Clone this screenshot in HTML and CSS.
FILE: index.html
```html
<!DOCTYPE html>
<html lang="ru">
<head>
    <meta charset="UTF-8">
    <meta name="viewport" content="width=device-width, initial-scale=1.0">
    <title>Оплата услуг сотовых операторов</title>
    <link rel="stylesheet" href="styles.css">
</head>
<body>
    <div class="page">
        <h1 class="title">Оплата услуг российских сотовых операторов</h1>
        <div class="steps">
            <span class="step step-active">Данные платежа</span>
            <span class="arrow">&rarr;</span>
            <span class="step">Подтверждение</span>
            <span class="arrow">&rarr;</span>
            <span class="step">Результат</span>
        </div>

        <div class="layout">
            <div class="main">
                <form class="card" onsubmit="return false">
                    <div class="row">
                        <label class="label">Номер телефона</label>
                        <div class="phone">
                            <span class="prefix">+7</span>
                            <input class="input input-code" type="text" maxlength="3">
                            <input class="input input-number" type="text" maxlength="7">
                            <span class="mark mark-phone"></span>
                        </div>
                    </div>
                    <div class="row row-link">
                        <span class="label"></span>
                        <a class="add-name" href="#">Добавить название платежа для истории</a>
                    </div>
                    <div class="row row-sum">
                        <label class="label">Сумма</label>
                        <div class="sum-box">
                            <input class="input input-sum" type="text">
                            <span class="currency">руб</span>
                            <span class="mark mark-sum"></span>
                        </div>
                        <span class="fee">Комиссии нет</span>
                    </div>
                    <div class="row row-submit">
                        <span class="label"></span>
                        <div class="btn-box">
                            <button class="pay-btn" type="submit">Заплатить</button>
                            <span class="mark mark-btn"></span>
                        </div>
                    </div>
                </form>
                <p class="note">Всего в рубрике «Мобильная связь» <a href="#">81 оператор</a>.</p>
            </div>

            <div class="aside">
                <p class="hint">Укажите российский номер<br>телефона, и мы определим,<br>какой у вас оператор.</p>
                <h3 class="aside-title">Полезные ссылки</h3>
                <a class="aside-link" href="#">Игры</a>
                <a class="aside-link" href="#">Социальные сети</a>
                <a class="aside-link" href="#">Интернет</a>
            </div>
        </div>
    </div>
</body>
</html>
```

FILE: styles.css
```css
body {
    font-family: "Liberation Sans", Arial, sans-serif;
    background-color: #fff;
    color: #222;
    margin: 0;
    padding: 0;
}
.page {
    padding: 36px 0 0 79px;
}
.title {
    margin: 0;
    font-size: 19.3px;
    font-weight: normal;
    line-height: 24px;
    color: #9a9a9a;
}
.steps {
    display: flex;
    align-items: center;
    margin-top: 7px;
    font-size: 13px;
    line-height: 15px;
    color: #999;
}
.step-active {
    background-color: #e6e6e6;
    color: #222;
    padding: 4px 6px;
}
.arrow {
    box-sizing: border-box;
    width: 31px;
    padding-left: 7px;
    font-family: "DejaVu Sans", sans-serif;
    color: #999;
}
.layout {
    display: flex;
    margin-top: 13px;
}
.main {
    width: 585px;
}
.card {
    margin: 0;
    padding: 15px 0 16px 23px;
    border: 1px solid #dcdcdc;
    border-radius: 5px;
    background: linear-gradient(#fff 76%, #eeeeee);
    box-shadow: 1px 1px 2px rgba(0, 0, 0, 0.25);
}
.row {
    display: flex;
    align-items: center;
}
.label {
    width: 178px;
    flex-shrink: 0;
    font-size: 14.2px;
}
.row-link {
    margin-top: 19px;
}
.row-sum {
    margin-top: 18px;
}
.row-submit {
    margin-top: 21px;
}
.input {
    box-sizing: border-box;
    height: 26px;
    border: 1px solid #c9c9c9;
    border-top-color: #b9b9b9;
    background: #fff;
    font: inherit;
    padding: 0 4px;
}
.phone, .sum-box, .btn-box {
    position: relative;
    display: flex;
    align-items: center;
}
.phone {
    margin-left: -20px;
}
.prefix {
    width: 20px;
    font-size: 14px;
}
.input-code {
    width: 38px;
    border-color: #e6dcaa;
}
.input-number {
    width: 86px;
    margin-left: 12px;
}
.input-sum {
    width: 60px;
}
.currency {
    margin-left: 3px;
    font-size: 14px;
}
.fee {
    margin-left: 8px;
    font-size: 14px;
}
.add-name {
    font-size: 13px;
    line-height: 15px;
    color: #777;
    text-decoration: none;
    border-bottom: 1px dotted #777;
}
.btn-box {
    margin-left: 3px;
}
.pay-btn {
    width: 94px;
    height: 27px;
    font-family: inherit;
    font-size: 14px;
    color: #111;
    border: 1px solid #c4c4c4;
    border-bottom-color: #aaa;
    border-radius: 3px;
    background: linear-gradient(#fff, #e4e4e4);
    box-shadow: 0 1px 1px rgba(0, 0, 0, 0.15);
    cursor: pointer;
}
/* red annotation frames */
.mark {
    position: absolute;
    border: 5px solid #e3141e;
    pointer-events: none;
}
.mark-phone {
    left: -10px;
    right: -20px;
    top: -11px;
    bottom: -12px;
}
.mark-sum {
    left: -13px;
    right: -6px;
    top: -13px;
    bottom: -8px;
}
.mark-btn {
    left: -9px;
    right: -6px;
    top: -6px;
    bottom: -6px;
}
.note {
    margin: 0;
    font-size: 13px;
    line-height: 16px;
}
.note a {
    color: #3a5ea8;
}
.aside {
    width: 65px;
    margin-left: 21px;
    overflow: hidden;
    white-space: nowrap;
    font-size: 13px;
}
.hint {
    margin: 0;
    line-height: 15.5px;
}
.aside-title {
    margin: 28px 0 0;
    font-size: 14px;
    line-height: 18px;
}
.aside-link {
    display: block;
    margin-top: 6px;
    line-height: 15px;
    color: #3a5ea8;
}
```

☆ ☆ ☆

Each line of the listing should be copied exactly.

Clone this screenshot in HTML and CSS.
FILE: index.html
```html
<!DOCTYPE html>
<html lang="ru">
<head>
    <meta charset="UTF-8">
    <meta name="viewport" content="width=device-width, initial-scale=1.0">
    <title>Оплата услуг сотовых операторов</title>
    <link rel="stylesheet" href="styles.css">
</head>
<body>
    <div class="page">
        <h1 class="title">Оплата услуг российских сотовых операторов</h1>
        <div class="steps">
            <span class="step step-active">Данные платежа</span>
            <span class="arrow">&rarr;</span>
            <span class="step">Подтверждение</span>
            <span class="arrow">&rarr;</span>
            <span class="step">Результат</span>
        </div>

        <div class="layout">
            <div class="main">
                <form class="card" onsubmit="return false">
                    <div class="row">
                        <label class="label">Номер телефона</label>
                        <div class="phone">
                            <span class="prefix">+7</span>
                            <input class="input input-code" type="text" maxlength="3">
                            <input class="input input-number" type="text" maxlength="7">
                            <span class="mark mark-phone"></span>
                        </div>
                    </div>
                    <div class="row row-link">
                        <span class="label"></span>
                        <a class="add-name" href="#">Добавить название платежа для истории</a>
                    </div>
                    <div class="row row-sum">
                        <label class="label">Сумма</label>
                        <div class="sum-box">
                            <input class="input input-sum" type="text">
                            <span class="currency">руб</span>
                            <span class="mark mark-sum"></span>
                        </div>
                        <span class="fee">Комиссии нет</span>
                    </div>
                    <div class="row row-submit">
                        <span class="label"></span>
                        <div class="btn-box">
                            <button class="pay-btn" type="submit">Заплатить</button>
                            <span class="mark mark-btn"></span>
                        </div>
                    </div>
                </form>
                <p class="note">Всего в рубрике «Мобильная связь» <a href="#">81 оператор</a>.</p>
            </div>

            <div class="aside">
                <p class="hint">Укажите российский номер<br>телефона, и мы определим,<br>какой у вас оператор.</p>
                <h3 class="aside-title">Полезные ссылки</h3>
                <a class="aside-link" href="#">Игры</a>
                <a class="aside-link" href="#">Социальные сети</a>
                <a class="aside-link" href="#">Интернет</a>
            </div>
        </div>
    </div>
</body>
</html>
```

FILE: styles.css
```css
body {
    font-family: "Liberation Sans", Arial, sans-serif;
    background-color: #fff;
    color: #222;
    margin: 0;
    padding: 0;
}
.page {
    padding: 36px 0 0 79px;
}
.title {
    margin: 0;
    font-size: 19.3px;
    font-weight: normal;
    line-height: 24px;
    color: #9a9a9a;
}
.steps {
    display: flex;
    align-items: center;
    margin-top: 7px;
    font-size: 13px;
    line-height: 15px;
    color: #999;
}
.step-active {
    background-color: #e6e6e6;
    color: #222;
    padding: 4px 6px;
}
.arrow {
    box-sizing: border-box;
    width: 31px;
    padding-left: 7px;
    font-family: "DejaVu Sans", sans-serif;
    color: #999;
}
.layout {
    display: flex;
    margin-top: 13px;
}
.main {
    width: 585px;
}
.card {
    margin: 0;
    padding: 15px 0 16px 23px;
    border: 1px solid #dcdcdc;
    border-radius: 5px;
    background: linear-gradient(#fff 76%, #eeeeee);
    box-shadow: 1px 1px 2px rgba(0, 0, 0, 0.25);
}
.row {
    display: flex;
    align-items: center;
}
.label {
    width: 178px;
    flex-shrink: 0;
    font-size: 14.2px;
}
.row-link {
    margin-top: 19px;
}
.row-sum {
    margin-top: 18px;
}
.row-submit {
    margin-top: 21px;
}
.input {
    box-sizing: border-box;
    height: 26px;
    border: 1px solid #c9c9c9;
    border-top-color: #b9b9b9;
    background: #fff;
    font: inherit;
    padding: 0 4px;
}
.phone, .sum-box, .btn-box {
    position: relative;
    display: flex;
    align-items: center;
}
.phone {
    margin-left: -20px;
}
.prefix {
    width: 20px;
    font-size: 14px;
}
.input-code {
    width: 38px;
    border-color: #e6dcaa;
}
.input-number {
    width: 86px;
    margin-left: 12px;
}
.input-sum {
    width: 60px;
}
.currency {
    margin-left: 3px;
    font-size: 14px;
}
.fee {
    margin-left: 8px;
    font-size: 14px;
}
.add-name {
    font-size: 13px;
    line-height: 15px;
    color: #777;
    text-decoration: none;
    border-bottom: 1px dotted #777;
}
.btn-box {
    margin-left: 3px;
}
.pay-btn {
    width: 94px;
    height: 27px;
    font-family: inherit;
    font-size: 14px;
    color: #111;
    border: 1px solid #c4c4c4;
    border-bottom-color: #aaa;
    border-radius: 3px;
    background: linear-gradient(#fff, #e4e4e4);
    box-shadow: 0 1px 1px rgba(0, 0, 0, 0.15);
    cursor: pointer;
}
/* red annotation frames */
.mark {
    position: absolute;
    border: 5px solid #e3141e;
    pointer-events: none;
}
.mark-phone {
    left: -10px;
    right: -20px;
    top: -11px;
    bottom: -12px;
}
.mark-sum {
    left: -13px;
    right: -6px;
    top: -13px;
    bottom: -8px;
}
.mark-btn {
    left: -9px;
    right: -6px;
    top: -6px;
    bottom: -6px;
}
.note {
    margin: 0;
    font-size: 13px;
    line-height: 16px;
}
.note a {
    color: #3a5ea8;
}
.aside {
    width: 65px;
    margin-left: 21px;
    overflow: hidden;
    white-space: nowrap;
    font-size: 13px;
}
.hint {
    margin: 0;
    line-height: 15.5px;
}
.aside-title {
    margin: 28px 0 0;
    font-size: 14px;
    line-height: 18px;
}
.aside-link {
    display: block;
    margin-top: 6px;
    line-height: 15px;
    color: #3a5ea8;
}
```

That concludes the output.